▶ **Given problem**
Reproduce the listing below exactly, minus its pictures.

▶ **Supplied information**
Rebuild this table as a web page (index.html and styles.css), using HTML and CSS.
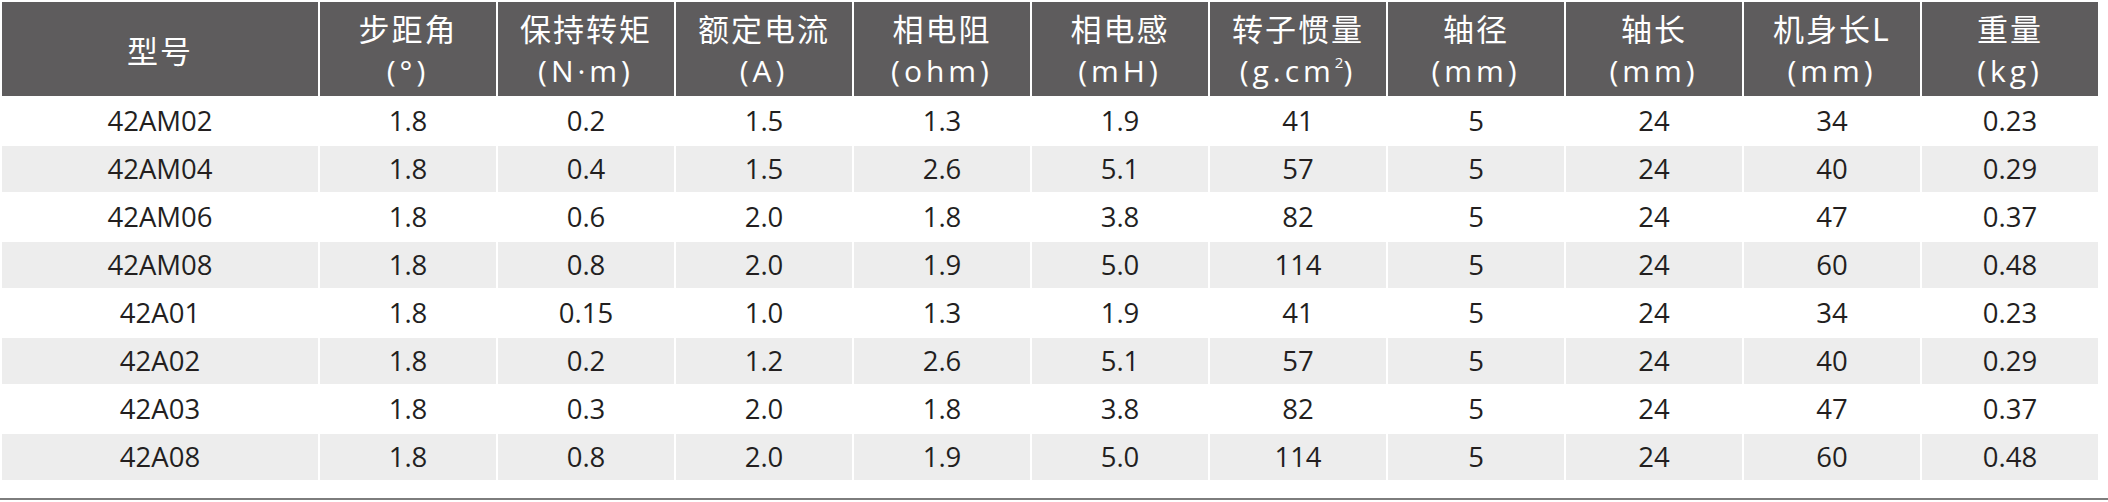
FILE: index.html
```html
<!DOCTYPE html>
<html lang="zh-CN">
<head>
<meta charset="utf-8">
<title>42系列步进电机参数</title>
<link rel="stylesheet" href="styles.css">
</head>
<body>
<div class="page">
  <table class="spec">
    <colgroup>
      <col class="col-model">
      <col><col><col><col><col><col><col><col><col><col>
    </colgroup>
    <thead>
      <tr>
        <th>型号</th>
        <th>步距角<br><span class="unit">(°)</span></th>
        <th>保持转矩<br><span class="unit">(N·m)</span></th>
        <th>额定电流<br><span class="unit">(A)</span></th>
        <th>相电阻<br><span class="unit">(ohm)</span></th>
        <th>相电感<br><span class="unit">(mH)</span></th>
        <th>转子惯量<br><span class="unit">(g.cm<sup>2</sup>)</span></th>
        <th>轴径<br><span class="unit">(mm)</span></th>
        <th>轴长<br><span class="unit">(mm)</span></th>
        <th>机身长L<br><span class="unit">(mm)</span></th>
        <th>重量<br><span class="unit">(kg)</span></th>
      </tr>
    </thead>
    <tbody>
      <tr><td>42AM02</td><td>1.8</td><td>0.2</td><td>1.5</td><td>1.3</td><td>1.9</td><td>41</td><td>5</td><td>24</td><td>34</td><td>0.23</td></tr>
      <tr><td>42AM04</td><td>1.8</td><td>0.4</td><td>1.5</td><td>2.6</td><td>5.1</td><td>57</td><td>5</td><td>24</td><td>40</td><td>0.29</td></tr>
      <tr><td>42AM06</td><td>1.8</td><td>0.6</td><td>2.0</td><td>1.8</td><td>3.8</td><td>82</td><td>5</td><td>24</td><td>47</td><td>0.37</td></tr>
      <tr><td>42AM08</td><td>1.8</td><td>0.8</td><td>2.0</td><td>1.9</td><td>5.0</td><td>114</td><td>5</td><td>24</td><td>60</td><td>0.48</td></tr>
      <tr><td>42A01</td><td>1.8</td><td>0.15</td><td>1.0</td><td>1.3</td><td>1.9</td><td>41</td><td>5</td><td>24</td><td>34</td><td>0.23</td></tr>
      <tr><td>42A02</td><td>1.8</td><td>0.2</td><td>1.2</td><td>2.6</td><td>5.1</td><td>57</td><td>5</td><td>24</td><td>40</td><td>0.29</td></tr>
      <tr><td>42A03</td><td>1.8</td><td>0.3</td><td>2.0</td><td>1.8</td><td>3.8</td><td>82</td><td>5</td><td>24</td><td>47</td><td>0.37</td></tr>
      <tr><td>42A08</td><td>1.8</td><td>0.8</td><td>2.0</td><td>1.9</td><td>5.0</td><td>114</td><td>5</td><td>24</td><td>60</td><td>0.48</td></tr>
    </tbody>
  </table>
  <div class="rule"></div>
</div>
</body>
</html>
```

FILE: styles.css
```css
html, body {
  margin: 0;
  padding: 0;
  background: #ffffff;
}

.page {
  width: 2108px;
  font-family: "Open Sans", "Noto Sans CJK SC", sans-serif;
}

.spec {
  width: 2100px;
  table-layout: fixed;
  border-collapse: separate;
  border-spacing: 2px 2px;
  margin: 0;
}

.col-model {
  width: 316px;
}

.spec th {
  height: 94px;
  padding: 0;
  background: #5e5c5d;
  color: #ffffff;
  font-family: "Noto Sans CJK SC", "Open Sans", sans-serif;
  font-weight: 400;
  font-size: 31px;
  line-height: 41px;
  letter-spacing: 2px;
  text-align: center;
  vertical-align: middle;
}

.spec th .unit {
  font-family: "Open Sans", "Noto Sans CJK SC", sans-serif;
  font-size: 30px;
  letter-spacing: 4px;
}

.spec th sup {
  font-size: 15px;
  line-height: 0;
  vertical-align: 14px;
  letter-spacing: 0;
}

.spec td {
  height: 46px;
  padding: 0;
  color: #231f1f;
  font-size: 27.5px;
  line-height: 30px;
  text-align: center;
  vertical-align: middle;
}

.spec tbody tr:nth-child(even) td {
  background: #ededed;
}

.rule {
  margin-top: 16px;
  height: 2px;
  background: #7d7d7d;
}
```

▶ **Task output**
Rebuild this table as a web page (index.html and styles.css), using HTML and CSS.
FILE: index.html
```html
<!DOCTYPE html>
<html lang="zh-CN">
<head>
<meta charset="utf-8">
<title>42系列步进电机参数</title>
<link rel="stylesheet" href="styles.css">
</head>
<body>
<div class="page">
  <table class="spec">
    <colgroup>
      <col class="col-model">
      <col><col><col><col><col><col><col><col><col><col>
    </colgroup>
    <thead>
      <tr>
        <th>型号</th>
        <th>步距角<br><span class="unit">(°)</span></th>
        <th>保持转矩<br><span class="unit">(N·m)</span></th>
        <th>额定电流<br><span class="unit">(A)</span></th>
        <th>相电阻<br><span class="unit">(ohm)</span></th>
        <th>相电感<br><span class="unit">(mH)</span></th>
        <th>转子惯量<br><span class="unit">(g.cm<sup>2</sup>)</span></th>
        <th>轴径<br><span class="unit">(mm)</span></th>
        <th>轴长<br><span class="unit">(mm)</span></th>
        <th>机身长L<br><span class="unit">(mm)</span></th>
        <th>重量<br><span class="unit">(kg)</span></th>
      </tr>
    </thead>
    <tbody>
      <tr><td>42AM02</td><td>1.8</td><td>0.2</td><td>1.5</td><td>1.3</td><td>1.9</td><td>41</td><td>5</td><td>24</td><td>34</td><td>0.23</td></tr>
      <tr><td>42AM04</td><td>1.8</td><td>0.4</td><td>1.5</td><td>2.6</td><td>5.1</td><td>57</td><td>5</td><td>24</td><td>40</td><td>0.29</td></tr>
      <tr><td>42AM06</td><td>1.8</td><td>0.6</td><td>2.0</td><td>1.8</td><td>3.8</td><td>82</td><td>5</td><td>24</td><td>47</td><td>0.37</td></tr>
      <tr><td>42AM08</td><td>1.8</td><td>0.8</td><td>2.0</td><td>1.9</td><td>5.0</td><td>114</td><td>5</td><td>24</td><td>60</td><td>0.48</td></tr>
      <tr><td>42A01</td><td>1.8</td><td>0.15</td><td>1.0</td><td>1.3</td><td>1.9</td><td>41</td><td>5</td><td>24</td><td>34</td><td>0.23</td></tr>
      <tr><td>42A02</td><td>1.8</td><td>0.2</td><td>1.2</td><td>2.6</td><td>5.1</td><td>57</td><td>5</td><td>24</td><td>40</td><td>0.29</td></tr>
      <tr><td>42A03</td><td>1.8</td><td>0.3</td><td>2.0</td><td>1.8</td><td>3.8</td><td>82</td><td>5</td><td>24</td><td>47</td><td>0.37</td></tr>
      <tr><td>42A08</td><td>1.8</td><td>0.8</td><td>2.0</td><td>1.9</td><td>5.0</td><td>114</td><td>5</td><td>24</td><td>60</td><td>0.48</td></tr>
    </tbody>
  </table>
  <div class="rule"></div>
</div>
</body>
</html>
```

FILE: styles.css
```css
html, body {
  margin: 0;
  padding: 0;
  background: #ffffff;
}

.page {
  width: 2108px;
  font-family: "Open Sans", "Noto Sans CJK SC", sans-serif;
}

.spec {
  width: 2100px;
  table-layout: fixed;
  border-collapse: separate;
  border-spacing: 2px 2px;
  margin: 0;
}

.col-model {
  width: 316px;
}

.spec th {
  height: 94px;
  padding: 0;
  background: #5e5c5d;
  color: #ffffff;
  font-family: "Noto Sans CJK SC", "Open Sans", sans-serif;
  font-weight: 400;
  font-size: 31px;
  line-height: 41px;
  letter-spacing: 2px;
  text-align: center;
  vertical-align: middle;
}

.spec th .unit {
  font-family: "Open Sans", "Noto Sans CJK SC", sans-serif;
  font-size: 30px;
  letter-spacing: 4px;
}

.spec th sup {
  font-size: 15px;
  line-height: 0;
  vertical-align: 14px;
  letter-spacing: 0;
}

.spec td {
  height: 46px;
  padding: 0;
  color: #231f1f;
  font-size: 27.5px;
  line-height: 30px;
  text-align: center;
  vertical-align: middle;
}

.spec tbody tr:nth-child(even) td {
  background: #ededed;
}

.rule {
  margin-top: 16px;
  height: 2px;
  background: #7d7d7d;
}
```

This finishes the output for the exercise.